## Begin

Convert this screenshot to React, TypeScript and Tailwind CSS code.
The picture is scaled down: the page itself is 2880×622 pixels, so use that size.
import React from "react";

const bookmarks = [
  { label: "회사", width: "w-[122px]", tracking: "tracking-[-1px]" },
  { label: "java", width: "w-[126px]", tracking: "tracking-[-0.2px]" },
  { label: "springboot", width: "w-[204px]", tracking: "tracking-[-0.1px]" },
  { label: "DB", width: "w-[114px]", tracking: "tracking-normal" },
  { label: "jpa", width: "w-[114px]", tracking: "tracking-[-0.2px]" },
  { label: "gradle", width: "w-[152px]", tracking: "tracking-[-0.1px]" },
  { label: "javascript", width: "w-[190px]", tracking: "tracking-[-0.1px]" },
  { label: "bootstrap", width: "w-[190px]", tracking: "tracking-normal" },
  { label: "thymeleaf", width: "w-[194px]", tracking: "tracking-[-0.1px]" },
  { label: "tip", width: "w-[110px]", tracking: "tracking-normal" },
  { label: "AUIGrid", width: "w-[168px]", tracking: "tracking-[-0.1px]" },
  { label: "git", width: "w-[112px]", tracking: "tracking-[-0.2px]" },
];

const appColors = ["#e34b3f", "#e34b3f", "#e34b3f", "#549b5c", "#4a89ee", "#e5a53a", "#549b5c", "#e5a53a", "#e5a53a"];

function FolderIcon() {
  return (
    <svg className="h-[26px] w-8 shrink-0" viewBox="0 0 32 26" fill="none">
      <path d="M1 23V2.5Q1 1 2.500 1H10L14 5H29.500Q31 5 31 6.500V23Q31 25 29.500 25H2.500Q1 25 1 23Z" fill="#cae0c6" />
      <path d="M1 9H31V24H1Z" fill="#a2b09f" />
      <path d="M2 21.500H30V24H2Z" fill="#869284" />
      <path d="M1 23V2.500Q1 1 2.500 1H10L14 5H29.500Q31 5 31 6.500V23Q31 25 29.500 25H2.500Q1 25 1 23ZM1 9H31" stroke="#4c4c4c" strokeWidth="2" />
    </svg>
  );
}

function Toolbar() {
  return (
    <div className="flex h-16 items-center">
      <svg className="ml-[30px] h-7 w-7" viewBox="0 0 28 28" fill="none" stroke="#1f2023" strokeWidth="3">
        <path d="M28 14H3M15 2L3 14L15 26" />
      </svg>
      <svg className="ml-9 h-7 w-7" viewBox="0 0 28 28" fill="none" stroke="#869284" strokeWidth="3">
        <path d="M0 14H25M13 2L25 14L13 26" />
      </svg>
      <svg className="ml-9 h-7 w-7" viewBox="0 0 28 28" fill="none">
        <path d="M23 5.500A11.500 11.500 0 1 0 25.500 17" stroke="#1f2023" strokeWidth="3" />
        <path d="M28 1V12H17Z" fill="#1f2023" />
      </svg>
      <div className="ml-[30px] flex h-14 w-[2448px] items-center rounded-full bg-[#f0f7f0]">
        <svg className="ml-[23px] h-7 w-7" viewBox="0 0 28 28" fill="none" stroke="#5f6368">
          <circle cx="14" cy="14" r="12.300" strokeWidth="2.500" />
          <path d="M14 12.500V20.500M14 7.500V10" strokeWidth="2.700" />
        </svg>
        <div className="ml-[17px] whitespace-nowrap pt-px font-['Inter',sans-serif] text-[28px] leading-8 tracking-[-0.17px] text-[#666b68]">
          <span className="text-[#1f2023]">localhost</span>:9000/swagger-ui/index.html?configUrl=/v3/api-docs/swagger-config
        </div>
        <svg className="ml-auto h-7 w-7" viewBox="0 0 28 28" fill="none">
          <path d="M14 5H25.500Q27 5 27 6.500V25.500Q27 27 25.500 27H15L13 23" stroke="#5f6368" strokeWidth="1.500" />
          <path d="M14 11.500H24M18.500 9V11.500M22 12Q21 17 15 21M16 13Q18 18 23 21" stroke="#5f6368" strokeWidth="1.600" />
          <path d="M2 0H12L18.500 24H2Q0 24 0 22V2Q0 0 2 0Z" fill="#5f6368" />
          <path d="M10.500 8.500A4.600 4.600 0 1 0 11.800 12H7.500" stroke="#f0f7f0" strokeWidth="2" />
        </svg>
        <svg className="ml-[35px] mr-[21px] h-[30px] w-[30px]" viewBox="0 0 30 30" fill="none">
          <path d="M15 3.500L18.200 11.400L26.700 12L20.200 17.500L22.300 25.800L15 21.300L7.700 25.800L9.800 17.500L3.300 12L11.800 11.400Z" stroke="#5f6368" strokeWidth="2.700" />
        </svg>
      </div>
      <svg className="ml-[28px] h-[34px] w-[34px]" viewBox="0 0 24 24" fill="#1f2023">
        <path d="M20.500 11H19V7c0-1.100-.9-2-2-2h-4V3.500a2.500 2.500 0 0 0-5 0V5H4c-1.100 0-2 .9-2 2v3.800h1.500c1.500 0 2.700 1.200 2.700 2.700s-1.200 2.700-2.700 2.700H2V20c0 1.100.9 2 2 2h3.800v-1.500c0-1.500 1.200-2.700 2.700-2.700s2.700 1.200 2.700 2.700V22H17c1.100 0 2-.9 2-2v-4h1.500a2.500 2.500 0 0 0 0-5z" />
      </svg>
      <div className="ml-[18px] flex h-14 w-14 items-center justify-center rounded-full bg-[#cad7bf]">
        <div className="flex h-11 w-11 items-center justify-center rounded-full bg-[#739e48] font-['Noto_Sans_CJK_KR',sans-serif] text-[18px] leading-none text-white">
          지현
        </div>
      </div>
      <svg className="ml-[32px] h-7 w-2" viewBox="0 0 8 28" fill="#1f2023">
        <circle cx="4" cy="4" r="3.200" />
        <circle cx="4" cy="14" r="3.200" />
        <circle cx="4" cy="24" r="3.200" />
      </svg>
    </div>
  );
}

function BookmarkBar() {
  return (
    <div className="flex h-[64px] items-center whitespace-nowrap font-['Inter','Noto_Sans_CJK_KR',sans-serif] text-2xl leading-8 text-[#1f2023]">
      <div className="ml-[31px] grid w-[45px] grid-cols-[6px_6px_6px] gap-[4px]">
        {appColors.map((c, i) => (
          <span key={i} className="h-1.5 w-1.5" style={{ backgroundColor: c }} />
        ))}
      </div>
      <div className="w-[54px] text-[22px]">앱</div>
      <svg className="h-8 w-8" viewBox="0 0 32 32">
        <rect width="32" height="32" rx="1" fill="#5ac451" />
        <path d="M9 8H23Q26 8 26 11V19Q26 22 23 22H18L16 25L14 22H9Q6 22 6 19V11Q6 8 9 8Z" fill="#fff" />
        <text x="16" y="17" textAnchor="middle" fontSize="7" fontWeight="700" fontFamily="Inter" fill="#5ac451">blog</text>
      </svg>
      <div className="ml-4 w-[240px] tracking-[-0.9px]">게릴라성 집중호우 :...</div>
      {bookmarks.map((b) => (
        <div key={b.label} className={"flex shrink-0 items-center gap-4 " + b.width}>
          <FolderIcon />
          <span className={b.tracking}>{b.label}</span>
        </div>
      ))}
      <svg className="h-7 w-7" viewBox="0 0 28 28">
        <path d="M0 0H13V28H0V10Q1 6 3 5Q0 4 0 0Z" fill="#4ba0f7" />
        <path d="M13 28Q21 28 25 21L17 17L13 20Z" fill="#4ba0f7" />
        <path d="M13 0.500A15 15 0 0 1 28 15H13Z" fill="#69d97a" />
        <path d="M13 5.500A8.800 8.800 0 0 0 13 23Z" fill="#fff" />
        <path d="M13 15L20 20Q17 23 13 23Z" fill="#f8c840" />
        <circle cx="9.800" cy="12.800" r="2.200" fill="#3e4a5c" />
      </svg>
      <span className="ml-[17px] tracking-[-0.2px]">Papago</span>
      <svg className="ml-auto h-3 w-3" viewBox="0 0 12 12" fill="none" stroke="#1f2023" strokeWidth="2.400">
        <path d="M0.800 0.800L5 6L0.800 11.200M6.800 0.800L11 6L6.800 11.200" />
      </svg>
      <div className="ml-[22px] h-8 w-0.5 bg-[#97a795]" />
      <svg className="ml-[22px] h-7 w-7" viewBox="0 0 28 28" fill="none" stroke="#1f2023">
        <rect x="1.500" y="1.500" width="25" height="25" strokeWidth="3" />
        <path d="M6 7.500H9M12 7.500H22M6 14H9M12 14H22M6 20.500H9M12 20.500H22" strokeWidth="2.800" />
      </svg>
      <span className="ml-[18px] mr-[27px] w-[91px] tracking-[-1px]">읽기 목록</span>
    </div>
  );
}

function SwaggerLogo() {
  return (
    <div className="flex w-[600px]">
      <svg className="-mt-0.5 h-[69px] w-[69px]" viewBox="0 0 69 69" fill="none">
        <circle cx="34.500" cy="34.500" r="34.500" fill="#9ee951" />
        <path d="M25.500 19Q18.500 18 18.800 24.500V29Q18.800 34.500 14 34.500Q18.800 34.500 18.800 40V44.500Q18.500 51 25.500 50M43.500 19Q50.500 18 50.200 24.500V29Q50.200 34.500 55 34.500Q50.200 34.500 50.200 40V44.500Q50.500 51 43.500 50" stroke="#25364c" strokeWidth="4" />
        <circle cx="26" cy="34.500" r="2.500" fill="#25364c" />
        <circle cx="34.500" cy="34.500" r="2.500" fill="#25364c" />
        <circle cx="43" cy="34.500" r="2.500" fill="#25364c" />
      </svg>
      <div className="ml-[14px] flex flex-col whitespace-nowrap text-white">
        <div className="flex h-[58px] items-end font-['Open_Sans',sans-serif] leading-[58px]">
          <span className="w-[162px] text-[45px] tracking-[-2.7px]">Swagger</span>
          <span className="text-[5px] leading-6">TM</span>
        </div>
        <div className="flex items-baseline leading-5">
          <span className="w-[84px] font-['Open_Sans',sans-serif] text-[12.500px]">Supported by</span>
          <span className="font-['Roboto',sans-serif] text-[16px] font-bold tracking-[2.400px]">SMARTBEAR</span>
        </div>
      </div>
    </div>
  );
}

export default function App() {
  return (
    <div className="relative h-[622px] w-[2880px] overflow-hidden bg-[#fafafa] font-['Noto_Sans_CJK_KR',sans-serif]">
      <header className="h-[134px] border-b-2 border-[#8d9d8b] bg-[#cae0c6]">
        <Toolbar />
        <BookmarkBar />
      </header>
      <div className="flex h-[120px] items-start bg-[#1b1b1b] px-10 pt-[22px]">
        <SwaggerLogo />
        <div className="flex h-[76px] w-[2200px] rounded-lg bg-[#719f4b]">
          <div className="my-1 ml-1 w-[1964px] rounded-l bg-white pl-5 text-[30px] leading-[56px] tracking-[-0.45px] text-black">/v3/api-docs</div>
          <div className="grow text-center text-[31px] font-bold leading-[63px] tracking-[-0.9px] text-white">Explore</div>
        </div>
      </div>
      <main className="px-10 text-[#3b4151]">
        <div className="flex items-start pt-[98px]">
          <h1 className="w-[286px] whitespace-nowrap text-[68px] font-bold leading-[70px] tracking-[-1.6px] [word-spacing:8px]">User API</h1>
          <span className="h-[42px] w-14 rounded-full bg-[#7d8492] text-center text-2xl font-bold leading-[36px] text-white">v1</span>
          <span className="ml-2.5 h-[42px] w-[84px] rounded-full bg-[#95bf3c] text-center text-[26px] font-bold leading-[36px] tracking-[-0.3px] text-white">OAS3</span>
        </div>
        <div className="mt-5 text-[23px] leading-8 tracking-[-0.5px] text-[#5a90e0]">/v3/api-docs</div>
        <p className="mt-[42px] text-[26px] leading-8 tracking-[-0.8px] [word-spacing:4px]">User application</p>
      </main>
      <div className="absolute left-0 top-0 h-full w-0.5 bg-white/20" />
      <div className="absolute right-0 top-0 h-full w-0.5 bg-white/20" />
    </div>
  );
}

## End

The problem
Please print exactly what appears from the first line of the data through the line with "import React from", including both of those lines and nothing past them.

Solution to the problem
Convert this screenshot to React, TypeScript and Tailwind CSS code.
The picture is scaled down: the page itself is 2880×622 pixels, so use that size.
import React from "react";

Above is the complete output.